In this case, the influence of interference decreases because the area of a region in which the “0-order light” and “±1-order diffracted light” overlap each other decreases. Thus, the track cross signal decreases and the BCA signal being reproduced more properly.
On the contrary, if the track pitch of the groove in the BCA is wider than the system lead-in area, this is advantageous for reducing the influence of the track cross signal using the band pass filter, because the frequency band of the track cross signal lowers.
Thus, the pitch of the groove in the BCA is preferred to be different from the track pitch of the system lead-in area.
For example, the pitch of the groove is preferred to be 0.5 to 0.95 times or 1.05 to 2 times the track pitch of the system lead-in area.
Needless to say, respective methods of making the PUH track, changing the slice level and applying the band pass filter to reduce an influence of the track cross when reproducing the BCA signal from the BCA may be executed independently or in any combination.
As described above, according to the present invention, when the BCA signal is reproduced in regard to an optical disk capable of recording information about a groove (guide groove, namely, track), the signal components of the track (groove) can be removed easily from the BCA signal even if a track cross signal caused by the groove is reproduced at the same time as the BCA signal such that it is overlaid on the BCA signal. Therefore, the BCA signal can be reproduced properly without being influenced by signal components of the groove contained in a reproduction signal from the BCA.
While certain embodiments of the inventions have been described, these embodiments have been presented by way of example only, and are not intended to limit the scope of the inventions. Indeed, the novel methods and systems described herein may be embodied in a variety of other forms; furthermore, various omissions, substitutions and changes in the form of the methods and systems described herein may be made without departing from the spirit of the inventions. The accompanying claims and their equivalents are intended to cover such forms or modifications as would fall within the scope and spirit of the inventions.

Claims

1. An information recording and reproducing apparatus comprising:

an optical pickup comprising an objective lens and a photo detector which receives reflection light reflected by an information storage region of an information storage medium after the light is focused on the information storage region through the objective lens, the optical pickup outputting an output signal corresponding to the reflection light from the information storage medium; and

a signal processing circuit which removes from the output signal an output component different from information typical of the information storage medium of the output signal from a specified area prepared on an inner circumference of the information storage region of the information storage medium, at least the information typical of the information storage medium being recorded in the specified area.
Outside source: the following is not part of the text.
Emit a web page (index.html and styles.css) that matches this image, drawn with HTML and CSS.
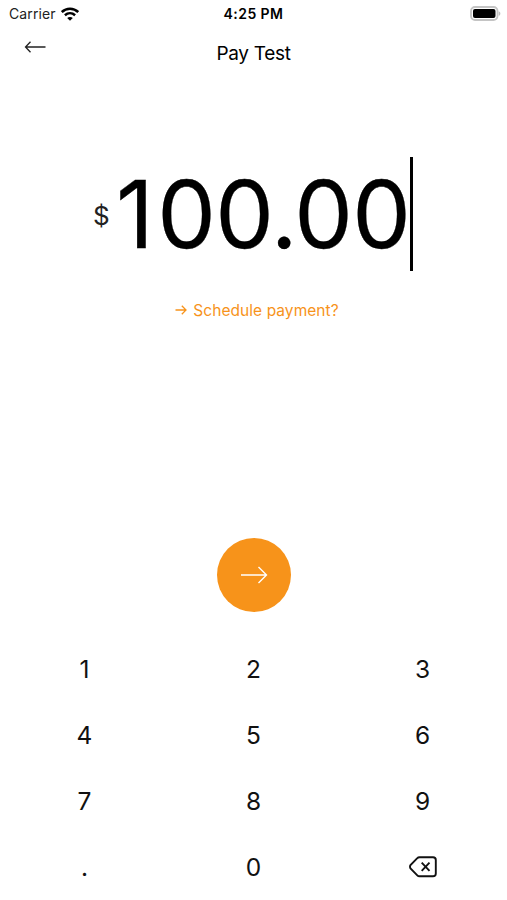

2. The information recording and reproducing apparatus according to claim 1, wherein the specified area of the information storage region of the information storage medium is provided with a characteristic of a physical shape typical of the information storage medium.

3. The information recording and reproducing apparatus according to claim 2, wherein the signal processing circuit removes an output component different from the typical information from the output signal emitted from the photo detector, with the objective lens located substantially in the center of the characteristic of the physical shape, by outputting a signal for controlling the position of the optical pickup such that a focusing spot of the light focused by the objective lens of the optical pickup is located substantially in the center of the feature of the physical shape of the information storage medium.

4. The information recording and reproducing apparatus according to claim 1, wherein the signal processing circuit detects an envelope of the output signal emitted from the photo detector to change a threshold level for binarizing the output signal on the basis of the degree of a change when the envelope changes.

5. The information recording and reproducing apparatus according to claim 4, wherein the threshold level is set in accordance with changes in the amplitude of the envelope.

6. The information recording and reproducing apparatus according to claim 1, wherein the signal processing circuit extracts only a predetermined band component in regard to an output from the specified area of the output signal of the photo detector.

7. The information recording and reproducing apparatus according to claim 6, wherein the predetermined band component is specified by a value as a result of dividing double the eccentricity of the information recording medium by a pitch repeating the characteristic of the physical shape and a value as a result of dividing a frequency of a sequence in the BCA signal whose pitch is the shortest by 2.

8. An information recording and reproducing apparatus configured to reproduce a BCA signal of an information storage medium in which a groove pattern has been formed in a predetermined area near the inner circumference, comprising:

an optical pickup comprising an objective lens and a photo detector which receive reflection light reflected by an information storage region of an information storage medium after the light is focused on the information storage region through the objective lens, the optical pickup outputting an output signal corresponding to the reflection light from the information storage medium; and

a signal processing circuit which, when a track is preliminarily formed in a system lead-in area typical of the information storage medium, extracts from the output signal a BCA signal component of the output signal from a specified area having recorded therein information typical of the information storage medium recorded in the information storage region together with the groove pattern of the information storage medium.

9. A method of reproducing a BCA signal of an information storage medium in which a groove pattern has been formed in a specified area near the inner circumference at a high accuracy, the method comprising:

detecting reflection light reflected by an information storage region of the information storage medium;

generating an output signal which is an output corresponding to the intensity of the detected reflection light; and

to obtain the BCA signal by removing an influence of the groove from the output signal, executing at least any one of processes of,

detecting the output signal with an objective lens of an optical pickup located substantially in the center of the groove such that a focus spot of light focused by the objective lens is located substantially in the center of the groove in the information storage medium;

changing a threshold level for binarizing the output signal on the basis of the degree of a change of an envelope; and

picking out only the BCA signal with a value as a result of dividing double the eccentricity of the information storage medium by a pitch of the groove and a value as a result of dividing a frequency of a sequence in the BCA signal whose pitch is the shortest by 2.